Was Donovan the murderer?
He went back through the story Solomon Roth had told him, checking it out against what few facts he knew, what he’d been able to learn about Kay Roth from Goldie. It was the oldest of Hollywood stories, and there was no point in challenging it. Kay’s eccentricities, the disappearances, the comeback, her death. It all fit. And Goldie’s willingness to use it against her father fit, too. Everything Sol said rang true, and anyway, why would he lie? Insofar as Toby went, Sol still felt a loyalty and friendship; but the fact was, preserving the family’s dignity was more important.
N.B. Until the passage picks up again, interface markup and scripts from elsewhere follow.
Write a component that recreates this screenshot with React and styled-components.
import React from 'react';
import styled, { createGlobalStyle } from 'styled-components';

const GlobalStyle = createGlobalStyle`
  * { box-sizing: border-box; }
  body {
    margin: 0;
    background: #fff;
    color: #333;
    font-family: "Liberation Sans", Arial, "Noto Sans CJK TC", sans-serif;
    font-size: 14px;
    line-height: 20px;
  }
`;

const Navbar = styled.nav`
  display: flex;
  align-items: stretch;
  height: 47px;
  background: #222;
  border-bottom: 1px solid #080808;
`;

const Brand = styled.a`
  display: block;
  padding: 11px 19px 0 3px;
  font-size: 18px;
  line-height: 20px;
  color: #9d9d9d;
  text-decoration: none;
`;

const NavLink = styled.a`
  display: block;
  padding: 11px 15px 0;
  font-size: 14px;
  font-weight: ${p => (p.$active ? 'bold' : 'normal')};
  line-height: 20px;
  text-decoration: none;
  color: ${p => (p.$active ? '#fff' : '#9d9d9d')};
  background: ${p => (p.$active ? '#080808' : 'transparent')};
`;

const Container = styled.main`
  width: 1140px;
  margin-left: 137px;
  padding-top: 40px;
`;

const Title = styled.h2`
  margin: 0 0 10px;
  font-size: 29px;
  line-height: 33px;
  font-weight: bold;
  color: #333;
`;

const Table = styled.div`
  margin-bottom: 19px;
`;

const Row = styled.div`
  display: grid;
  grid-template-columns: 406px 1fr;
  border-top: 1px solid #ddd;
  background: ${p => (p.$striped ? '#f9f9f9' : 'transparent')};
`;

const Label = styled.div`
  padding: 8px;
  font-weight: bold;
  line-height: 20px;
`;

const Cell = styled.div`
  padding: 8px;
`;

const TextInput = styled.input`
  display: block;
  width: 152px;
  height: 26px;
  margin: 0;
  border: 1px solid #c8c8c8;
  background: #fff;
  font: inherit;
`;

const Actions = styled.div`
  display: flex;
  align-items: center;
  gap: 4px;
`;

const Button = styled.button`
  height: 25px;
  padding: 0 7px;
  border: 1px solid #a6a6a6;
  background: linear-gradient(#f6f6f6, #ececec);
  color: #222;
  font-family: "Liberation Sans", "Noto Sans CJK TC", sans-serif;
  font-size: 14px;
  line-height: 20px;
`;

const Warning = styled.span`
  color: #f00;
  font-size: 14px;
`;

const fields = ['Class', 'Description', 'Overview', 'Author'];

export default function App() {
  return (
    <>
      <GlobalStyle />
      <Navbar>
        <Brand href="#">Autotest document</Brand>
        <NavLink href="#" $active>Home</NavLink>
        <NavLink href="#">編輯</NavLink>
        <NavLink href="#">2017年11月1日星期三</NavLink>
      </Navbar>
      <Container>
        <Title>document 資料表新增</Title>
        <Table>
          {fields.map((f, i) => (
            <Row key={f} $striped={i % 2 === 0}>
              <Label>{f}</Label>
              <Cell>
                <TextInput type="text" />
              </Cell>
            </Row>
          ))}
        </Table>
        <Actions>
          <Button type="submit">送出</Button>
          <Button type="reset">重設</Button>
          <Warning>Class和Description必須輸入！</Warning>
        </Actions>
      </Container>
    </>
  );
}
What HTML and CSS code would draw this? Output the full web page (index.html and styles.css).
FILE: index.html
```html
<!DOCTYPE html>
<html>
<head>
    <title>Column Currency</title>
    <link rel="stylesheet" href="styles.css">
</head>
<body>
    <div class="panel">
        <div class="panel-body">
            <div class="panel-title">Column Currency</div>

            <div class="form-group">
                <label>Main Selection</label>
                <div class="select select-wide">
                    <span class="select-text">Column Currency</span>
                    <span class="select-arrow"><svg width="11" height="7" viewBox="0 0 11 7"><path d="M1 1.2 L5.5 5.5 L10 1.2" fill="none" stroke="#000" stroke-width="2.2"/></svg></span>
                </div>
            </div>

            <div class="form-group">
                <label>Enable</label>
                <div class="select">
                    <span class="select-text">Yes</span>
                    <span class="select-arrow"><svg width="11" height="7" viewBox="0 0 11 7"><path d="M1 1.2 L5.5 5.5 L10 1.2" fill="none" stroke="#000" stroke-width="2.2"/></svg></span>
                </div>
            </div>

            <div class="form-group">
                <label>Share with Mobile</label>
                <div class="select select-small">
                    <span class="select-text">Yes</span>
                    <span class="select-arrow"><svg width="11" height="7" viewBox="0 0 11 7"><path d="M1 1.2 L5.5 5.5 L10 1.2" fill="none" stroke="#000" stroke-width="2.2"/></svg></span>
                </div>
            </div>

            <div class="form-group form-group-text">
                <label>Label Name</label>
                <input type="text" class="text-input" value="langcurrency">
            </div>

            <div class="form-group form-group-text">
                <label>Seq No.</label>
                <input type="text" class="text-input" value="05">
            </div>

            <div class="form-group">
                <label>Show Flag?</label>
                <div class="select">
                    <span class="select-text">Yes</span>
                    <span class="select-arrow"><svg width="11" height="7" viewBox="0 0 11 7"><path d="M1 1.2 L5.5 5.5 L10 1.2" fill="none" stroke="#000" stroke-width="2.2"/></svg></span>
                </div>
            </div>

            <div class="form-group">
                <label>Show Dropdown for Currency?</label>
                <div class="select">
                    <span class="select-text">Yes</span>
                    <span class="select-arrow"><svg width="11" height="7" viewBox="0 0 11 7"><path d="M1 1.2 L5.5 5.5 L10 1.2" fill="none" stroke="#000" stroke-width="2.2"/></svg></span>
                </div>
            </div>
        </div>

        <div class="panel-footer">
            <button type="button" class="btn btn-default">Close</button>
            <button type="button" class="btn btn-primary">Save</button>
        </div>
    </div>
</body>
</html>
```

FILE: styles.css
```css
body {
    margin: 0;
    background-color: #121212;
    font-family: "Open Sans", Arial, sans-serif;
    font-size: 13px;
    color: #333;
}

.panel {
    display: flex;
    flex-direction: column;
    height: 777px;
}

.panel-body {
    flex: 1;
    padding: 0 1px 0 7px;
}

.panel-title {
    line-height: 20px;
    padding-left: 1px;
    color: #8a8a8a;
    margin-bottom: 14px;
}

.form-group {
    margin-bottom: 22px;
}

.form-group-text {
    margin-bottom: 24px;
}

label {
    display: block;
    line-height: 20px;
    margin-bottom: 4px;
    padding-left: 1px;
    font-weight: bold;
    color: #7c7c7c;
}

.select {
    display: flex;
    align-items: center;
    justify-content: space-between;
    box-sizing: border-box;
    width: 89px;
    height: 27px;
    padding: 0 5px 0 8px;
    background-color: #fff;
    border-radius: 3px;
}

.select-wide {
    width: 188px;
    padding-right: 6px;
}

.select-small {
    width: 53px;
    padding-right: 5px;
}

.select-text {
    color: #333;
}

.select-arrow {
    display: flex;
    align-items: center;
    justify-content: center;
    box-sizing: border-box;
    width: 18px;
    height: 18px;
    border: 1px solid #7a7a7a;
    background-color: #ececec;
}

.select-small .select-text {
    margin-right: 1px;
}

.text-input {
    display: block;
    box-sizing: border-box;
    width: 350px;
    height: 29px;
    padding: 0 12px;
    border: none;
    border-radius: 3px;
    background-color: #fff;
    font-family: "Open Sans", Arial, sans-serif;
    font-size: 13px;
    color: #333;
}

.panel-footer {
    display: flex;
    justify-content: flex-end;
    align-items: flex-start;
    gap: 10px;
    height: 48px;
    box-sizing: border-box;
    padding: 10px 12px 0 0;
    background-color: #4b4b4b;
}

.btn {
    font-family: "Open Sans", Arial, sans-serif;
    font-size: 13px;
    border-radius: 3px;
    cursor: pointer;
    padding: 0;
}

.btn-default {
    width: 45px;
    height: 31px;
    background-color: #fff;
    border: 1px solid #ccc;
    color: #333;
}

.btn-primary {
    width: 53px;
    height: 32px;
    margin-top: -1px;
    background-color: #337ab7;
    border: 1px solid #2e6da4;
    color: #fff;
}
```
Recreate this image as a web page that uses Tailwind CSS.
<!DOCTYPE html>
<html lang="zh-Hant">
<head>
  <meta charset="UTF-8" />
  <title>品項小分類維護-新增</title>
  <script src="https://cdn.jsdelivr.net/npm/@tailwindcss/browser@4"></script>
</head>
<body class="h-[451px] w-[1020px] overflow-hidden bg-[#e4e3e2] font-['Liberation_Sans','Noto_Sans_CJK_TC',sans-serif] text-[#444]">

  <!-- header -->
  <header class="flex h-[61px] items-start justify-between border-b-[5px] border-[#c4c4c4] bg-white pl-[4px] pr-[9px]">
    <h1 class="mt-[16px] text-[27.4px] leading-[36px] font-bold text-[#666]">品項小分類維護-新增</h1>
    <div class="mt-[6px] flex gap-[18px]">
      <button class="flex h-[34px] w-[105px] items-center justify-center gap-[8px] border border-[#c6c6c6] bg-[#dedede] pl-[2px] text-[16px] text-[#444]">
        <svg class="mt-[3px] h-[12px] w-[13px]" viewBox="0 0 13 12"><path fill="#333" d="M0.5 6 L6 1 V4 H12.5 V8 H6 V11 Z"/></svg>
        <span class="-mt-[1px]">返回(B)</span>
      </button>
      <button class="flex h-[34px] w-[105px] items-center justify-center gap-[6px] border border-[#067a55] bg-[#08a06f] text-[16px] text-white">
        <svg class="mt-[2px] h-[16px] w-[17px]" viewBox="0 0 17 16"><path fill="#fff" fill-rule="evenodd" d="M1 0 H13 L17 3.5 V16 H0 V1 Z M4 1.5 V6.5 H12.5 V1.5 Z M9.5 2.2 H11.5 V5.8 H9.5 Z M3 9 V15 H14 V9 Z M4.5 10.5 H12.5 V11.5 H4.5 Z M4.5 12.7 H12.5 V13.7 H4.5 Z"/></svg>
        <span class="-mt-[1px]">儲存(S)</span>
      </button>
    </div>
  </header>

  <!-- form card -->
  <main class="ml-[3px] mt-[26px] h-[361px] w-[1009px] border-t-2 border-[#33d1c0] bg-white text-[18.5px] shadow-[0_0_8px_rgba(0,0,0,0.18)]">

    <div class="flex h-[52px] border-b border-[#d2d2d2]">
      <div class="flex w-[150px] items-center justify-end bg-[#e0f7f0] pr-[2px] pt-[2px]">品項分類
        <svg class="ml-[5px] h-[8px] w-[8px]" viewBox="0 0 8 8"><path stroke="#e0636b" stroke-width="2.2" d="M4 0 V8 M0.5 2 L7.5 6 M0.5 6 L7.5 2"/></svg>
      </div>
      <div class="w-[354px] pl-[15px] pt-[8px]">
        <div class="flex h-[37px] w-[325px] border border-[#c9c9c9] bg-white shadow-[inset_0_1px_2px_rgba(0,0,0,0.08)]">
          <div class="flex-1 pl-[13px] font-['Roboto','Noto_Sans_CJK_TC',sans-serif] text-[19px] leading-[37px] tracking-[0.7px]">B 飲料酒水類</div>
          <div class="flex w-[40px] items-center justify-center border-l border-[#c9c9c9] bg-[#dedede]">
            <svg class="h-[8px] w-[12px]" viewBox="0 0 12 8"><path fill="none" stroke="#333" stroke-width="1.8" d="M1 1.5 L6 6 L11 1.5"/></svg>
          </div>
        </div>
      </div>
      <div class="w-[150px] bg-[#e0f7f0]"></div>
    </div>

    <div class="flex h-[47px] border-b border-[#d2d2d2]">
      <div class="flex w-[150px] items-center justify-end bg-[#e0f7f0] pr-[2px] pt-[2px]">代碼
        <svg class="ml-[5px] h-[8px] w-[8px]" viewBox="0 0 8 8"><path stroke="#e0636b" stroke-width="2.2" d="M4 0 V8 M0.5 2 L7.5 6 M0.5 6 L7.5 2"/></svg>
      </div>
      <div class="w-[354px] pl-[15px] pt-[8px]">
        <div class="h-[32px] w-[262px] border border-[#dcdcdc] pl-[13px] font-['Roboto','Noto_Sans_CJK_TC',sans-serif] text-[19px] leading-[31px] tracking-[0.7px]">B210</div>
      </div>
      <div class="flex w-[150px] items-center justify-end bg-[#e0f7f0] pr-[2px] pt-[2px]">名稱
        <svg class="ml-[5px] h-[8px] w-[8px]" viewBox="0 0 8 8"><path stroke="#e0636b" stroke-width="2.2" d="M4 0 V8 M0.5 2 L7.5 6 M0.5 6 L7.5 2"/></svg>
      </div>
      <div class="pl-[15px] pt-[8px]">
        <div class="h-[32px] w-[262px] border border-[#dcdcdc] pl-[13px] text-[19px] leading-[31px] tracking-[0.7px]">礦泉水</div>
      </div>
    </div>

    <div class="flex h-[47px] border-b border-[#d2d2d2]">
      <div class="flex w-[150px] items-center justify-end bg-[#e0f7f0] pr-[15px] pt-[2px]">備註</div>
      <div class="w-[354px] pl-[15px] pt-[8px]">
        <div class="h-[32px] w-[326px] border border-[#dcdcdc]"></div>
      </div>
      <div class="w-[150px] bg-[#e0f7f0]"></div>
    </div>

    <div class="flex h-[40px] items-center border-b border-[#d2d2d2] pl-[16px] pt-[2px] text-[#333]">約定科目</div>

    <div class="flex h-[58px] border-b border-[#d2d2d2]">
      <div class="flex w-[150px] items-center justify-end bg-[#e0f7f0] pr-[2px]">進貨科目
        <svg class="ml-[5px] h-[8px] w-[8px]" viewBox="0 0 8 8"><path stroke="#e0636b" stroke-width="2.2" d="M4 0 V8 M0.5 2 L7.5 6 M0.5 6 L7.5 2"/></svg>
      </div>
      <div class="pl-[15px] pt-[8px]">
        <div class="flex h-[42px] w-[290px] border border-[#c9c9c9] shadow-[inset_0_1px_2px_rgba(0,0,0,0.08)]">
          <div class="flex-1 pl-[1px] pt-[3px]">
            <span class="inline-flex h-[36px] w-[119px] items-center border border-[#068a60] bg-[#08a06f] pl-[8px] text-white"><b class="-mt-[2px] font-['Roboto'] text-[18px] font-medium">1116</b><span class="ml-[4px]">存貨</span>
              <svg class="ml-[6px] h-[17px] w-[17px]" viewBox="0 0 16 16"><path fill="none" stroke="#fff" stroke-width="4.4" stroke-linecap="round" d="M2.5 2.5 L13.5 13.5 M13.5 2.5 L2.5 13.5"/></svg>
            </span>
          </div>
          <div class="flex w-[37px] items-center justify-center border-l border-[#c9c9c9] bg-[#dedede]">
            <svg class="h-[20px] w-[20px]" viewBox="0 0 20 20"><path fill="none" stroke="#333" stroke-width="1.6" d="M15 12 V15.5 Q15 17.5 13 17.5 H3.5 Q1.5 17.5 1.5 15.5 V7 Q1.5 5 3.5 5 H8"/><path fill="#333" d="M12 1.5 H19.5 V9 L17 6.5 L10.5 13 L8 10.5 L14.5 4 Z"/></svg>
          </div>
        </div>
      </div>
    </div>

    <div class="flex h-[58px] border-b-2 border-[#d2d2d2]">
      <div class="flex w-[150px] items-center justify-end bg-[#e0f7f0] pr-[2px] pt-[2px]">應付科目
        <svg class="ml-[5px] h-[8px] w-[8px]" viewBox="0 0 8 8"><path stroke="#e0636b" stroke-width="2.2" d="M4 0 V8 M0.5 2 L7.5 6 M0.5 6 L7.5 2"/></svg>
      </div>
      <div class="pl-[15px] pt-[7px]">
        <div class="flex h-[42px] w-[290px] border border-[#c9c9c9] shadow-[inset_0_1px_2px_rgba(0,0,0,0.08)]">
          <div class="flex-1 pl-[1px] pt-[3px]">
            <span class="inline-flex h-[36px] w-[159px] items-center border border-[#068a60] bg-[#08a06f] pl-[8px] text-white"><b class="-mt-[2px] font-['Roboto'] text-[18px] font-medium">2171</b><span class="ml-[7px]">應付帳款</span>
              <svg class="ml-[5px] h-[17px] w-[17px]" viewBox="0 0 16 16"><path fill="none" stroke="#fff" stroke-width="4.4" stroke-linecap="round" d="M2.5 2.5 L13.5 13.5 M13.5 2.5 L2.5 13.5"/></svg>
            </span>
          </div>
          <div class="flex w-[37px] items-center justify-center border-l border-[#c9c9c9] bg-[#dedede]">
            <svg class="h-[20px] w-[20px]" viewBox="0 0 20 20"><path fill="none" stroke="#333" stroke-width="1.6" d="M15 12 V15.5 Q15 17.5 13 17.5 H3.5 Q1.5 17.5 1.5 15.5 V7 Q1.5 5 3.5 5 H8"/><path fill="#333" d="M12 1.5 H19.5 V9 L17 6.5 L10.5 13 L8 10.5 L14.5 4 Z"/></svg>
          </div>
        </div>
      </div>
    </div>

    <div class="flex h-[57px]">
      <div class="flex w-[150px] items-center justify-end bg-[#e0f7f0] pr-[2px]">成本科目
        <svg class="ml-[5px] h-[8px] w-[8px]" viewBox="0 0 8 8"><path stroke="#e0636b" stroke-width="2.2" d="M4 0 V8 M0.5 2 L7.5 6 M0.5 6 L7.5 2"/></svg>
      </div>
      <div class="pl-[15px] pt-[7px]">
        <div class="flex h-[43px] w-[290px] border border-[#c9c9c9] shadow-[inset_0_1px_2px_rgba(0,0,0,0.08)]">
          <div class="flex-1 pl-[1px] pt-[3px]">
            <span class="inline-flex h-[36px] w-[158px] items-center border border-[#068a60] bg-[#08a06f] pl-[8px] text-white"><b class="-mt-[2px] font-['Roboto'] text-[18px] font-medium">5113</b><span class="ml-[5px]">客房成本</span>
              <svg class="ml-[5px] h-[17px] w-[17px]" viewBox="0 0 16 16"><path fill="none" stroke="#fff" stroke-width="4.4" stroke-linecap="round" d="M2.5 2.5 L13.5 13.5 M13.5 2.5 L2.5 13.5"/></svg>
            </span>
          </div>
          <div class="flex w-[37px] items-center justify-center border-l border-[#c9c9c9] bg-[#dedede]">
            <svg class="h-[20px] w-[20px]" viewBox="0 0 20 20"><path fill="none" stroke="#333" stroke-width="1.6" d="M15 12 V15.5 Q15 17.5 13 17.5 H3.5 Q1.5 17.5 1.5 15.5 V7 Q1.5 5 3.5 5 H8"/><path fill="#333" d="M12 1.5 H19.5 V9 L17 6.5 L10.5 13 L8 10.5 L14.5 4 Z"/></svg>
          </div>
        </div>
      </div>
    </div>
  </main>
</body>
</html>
It wasn’t anything to argue about, it simply was. If Toby got caught in a squeeze, the family came first. Solomon Roth had his priorities.
So that was a blind alley. But Donovan … Donovan fit perfectly into the pattern Sol had revealed. His greed had backed him into a corner: he’d taken the million dollars, yet Goldie expected him to carry out her plan to run the diaries. The million had been paid to stop that happening, but the million was no good if it didn’t stop Goldie. The whole thing had been so crazily thought out. The Roths had just panicked and run scared, buying their way out of it and making it Jack Donovan’s problem. Then Donovan had panicked: how to stop Goldie? He must have been aware that the Roths were counting on him … maybe he even thought the million was a payoff for shutting Goldie up for good. Why hadn’t Aaron or Solomon gone to Goldie themselves? Wouldn’t it have been worth one last try? But even as the thought crossed Challis’ mind, he knew it wouldn’t have done any good, wouldn’t have deflected Goldie from her target. And they all must have known that—Aaron, Solomon, Donovan. But Donovan had the million, and with it the responsibility to talk Goldie out of it. To keep the diaries from being published. And if he failed, Tully Hacker would be waiting to take him to the bridge.
He took the Mustang up a winding canyon road and down the ocean side with the wind off the water turning the soft rain to spray against the windshield. Piles of mud encroached on the twisty road from time to time, and if he hadn’t been tired and anxious he’d have gone another, safer route. But he was tired and he was anxious, and he finally felt as if he was getting close to something like the truth. At the Pacific Coast Highway, his vision blurred and he sat for a moment with his eyes closed. Borrowed time. He was on borrowed time, and the events of the past two days were draped across his mind like clothes on furniture in a deserted room. Behind, beneath each cloth lurked a shape, unidentified and inevitably ominous. He waited for a pickup truck to pass, and turned out into the rain-slick empty highway. The surf roared off to his left, and the wind was pushing the car around.